• Brief:
Drop every picture, then transcribe the remaining data exactly.

════════════════

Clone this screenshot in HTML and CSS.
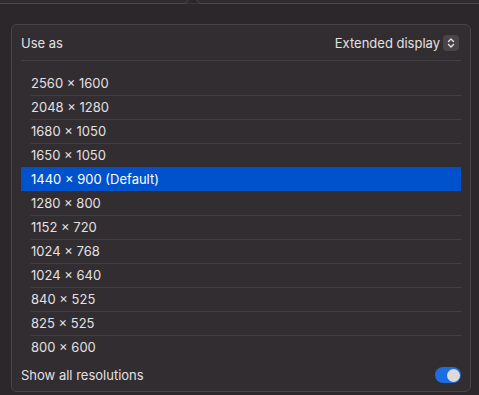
FILE: index.html
```html
<!DOCTYPE html>
<html lang="en">
<head>
  <meta charset="UTF-8" />
  <meta name="viewport" content="width=device-width, initial-scale=1.0" />
  <title>Display resolution</title>
  <link rel="stylesheet" href="styles.css">
</head>
<body>
  <div class="popover-edge">
    <svg class="arrow" width="22" height="5" viewBox="0 0 22 5">
      <path d="M0 4.5 L3 4.5 L7 0.5 L14 0.5 L18 4.5 L22 4.5" fill="#2c272b" stroke="#4d474b" stroke-width="1" />
    </svg>
  </div>

  <div class="card">
    <div class="use-as">
      <span>Use as</span>
      <div class="popup">
        <span>Extended display</span>
        <span class="stepper">
          <svg width="16" height="16" viewBox="0 0 16 16">
            <path d="M5.5 6.5 L8 4 L10.5 6.5 M5.5 9.5 L8 12 L10.5 9.5" fill="none" stroke="#e6e3e5" stroke-width="1.4" stroke-linecap="round" stroke-linejoin="round" />
          </svg>
        </span>
      </div>
    </div>

    <div class="res-list">
      <div class="res">2560 × 1600</div>
      <div class="res">2048 × 1280</div>
      <div class="res">1680 × 1050</div>
      <div class="res">1650 × 1050</div>
      <div class="res selected">1440 × 900 (Default)</div>
      <div class="res">1280 × 800</div>
      <div class="res">1152 × 720</div>
      <div class="res">1024 × 768</div>
      <div class="res">1024 × 640</div>
      <div class="res">840 × 525</div>
      <div class="res">825 × 525</div>
      <div class="res">800 × 600</div>
    </div>

    <div class="show-all">
      <span>Show all resolutions</span>
      <span class="toggle"><span class="knob"></span></span>
    </div>
  </div>
</body>
</html>
```

FILE: styles.css
```css
body {
  margin: 0;
  background-color: #2c272b;
  color: #e3e0e2;
  font-family: Inter, "Liberation Sans", sans-serif;
  font-size: 13px;
}

.popover-edge {
  position: relative;
  height: 3px;
  background-color: #312c30;
  border-bottom: 1px solid #4d474b;
}

.popover-edge .arrow {
  position: absolute;
  left: 182px;
  top: -1px;
}

.card {
  margin: 20px 8px 0 11px;
  padding: 0 9px;
  height: 366px;
  background-color: #322d31;
  border: 1px solid #4a4448;
  border-radius: 6px;
}

.use-as {
  display: flex;
  justify-content: space-between;
  align-items: center;
  height: 36px;
  padding-top: 1px;
  padding-right: 2px;
  box-sizing: border-box;
  border-bottom: 1px solid #443e42;
}

.popup {
  display: flex;
  align-items: center;
  gap: 3px;
}

.stepper {
  display: flex;
  width: 16px;
  height: 16px;
  border-radius: 4px;
  background-color: #4a4448;
}

.res-list {
  margin-top: 10px;
}

.res {
  height: 24px;
  line-height: 24px;
  padding-left: 10px;
  background: linear-gradient(#443e42, #443e42) no-repeat 10px 0 / calc(100% - 10px) 1px;
}

.res:first-child,
.selected + .res {
  background: none;
}

.res.selected {
  background: #0052cc;
  color: #ffffff;
}

.show-all {
  display: flex;
  justify-content: space-between;
  align-items: center;
  height: 32px;
}

.toggle {
  display: flex;
  justify-content: flex-end;
  align-items: center;
  width: 26px;
  height: 16px;
  padding: 0 1px;
  box-sizing: border-box;
  border-radius: 8px;
  background-color: #1d6de0;
}

.knob {
  width: 13px;
  height: 13px;
  border-radius: 50%;
  background-color: #dcdadb;
}
```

════════════════

• Exercise output:
Clone this screenshot in HTML and CSS.
FILE: index.html
```html
<!DOCTYPE html>
<html lang="en">
<head>
  <meta charset="UTF-8" />
  <meta name="viewport" content="width=device-width, initial-scale=1.0" />
  <title>Display resolution</title>
  <link rel="stylesheet" href="styles.css">
</head>
<body>
  <div class="popover-edge">
    <svg class="arrow" width="22" height="5" viewBox="0 0 22 5">
      <path d="M0 4.5 L3 4.5 L7 0.5 L14 0.5 L18 4.5 L22 4.5" fill="#2c272b" stroke="#4d474b" stroke-width="1" />
    </svg>
  </div>

  <div class="card">
    <div class="use-as">
      <span>Use as</span>
      <div class="popup">
        <span>Extended display</span>
        <span class="stepper">
          <svg width="16" height="16" viewBox="0 0 16 16">
            <path d="M5.5 6.5 L8 4 L10.5 6.5 M5.5 9.5 L8 12 L10.5 9.5" fill="none" stroke="#e6e3e5" stroke-width="1.4" stroke-linecap="round" stroke-linejoin="round" />
          </svg>
        </span>
      </div>
    </div>

    <div class="res-list">
      <div class="res">2560 × 1600</div>
      <div class="res">2048 × 1280</div>
      <div class="res">1680 × 1050</div>
      <div class="res">1650 × 1050</div>
      <div class="res selected">1440 × 900 (Default)</div>
      <div class="res">1280 × 800</div>
      <div class="res">1152 × 720</div>
      <div class="res">1024 × 768</div>
      <div class="res">1024 × 640</div>
      <div class="res">840 × 525</div>
      <div class="res">825 × 525</div>
      <div class="res">800 × 600</div>
    </div>

    <div class="show-all">
      <span>Show all resolutions</span>
      <span class="toggle"><span class="knob"></span></span>
    </div>
  </div>
</body>
</html>
```

FILE: styles.css
```css
body {
  margin: 0;
  background-color: #2c272b;
  color: #e3e0e2;
  font-family: Inter, "Liberation Sans", sans-serif;
  font-size: 13px;
}

.popover-edge {
  position: relative;
  height: 3px;
  background-color: #312c30;
  border-bottom: 1px solid #4d474b;
}

.popover-edge .arrow {
  position: absolute;
  left: 182px;
  top: -1px;
}

.card {
  margin: 20px 8px 0 11px;
  padding: 0 9px;
  height: 366px;
  background-color: #322d31;
  border: 1px solid #4a4448;
  border-radius: 6px;
}

.use-as {
  display: flex;
  justify-content: space-between;
  align-items: center;
  height: 36px;
  padding-top: 1px;
  padding-right: 2px;
  box-sizing: border-box;
  border-bottom: 1px solid #443e42;
}

.popup {
  display: flex;
  align-items: center;
  gap: 3px;
}

.stepper {
  display: flex;
  width: 16px;
  height: 16px;
  border-radius: 4px;
  background-color: #4a4448;
}

.res-list {
  margin-top: 10px;
}

.res {
  height: 24px;
  line-height: 24px;
  padding-left: 10px;
  background: linear-gradient(#443e42, #443e42) no-repeat 10px 0 / calc(100% - 10px) 1px;
}

.res:first-child,
.selected + .res {
  background: none;
}

.res.selected {
  background: #0052cc;
  color: #ffffff;
}

.show-all {
  display: flex;
  justify-content: space-between;
  align-items: center;
  height: 32px;
}

.toggle {
  display: flex;
  justify-content: flex-end;
  align-items: center;
  width: 26px;
  height: 16px;
  padding: 0 1px;
  box-sizing: border-box;
  border-radius: 8px;
  background-color: #1d6de0;
}

.knob {
  width: 13px;
  height: 13px;
  border-radius: 50%;
  background-color: #dcdadb;
}
```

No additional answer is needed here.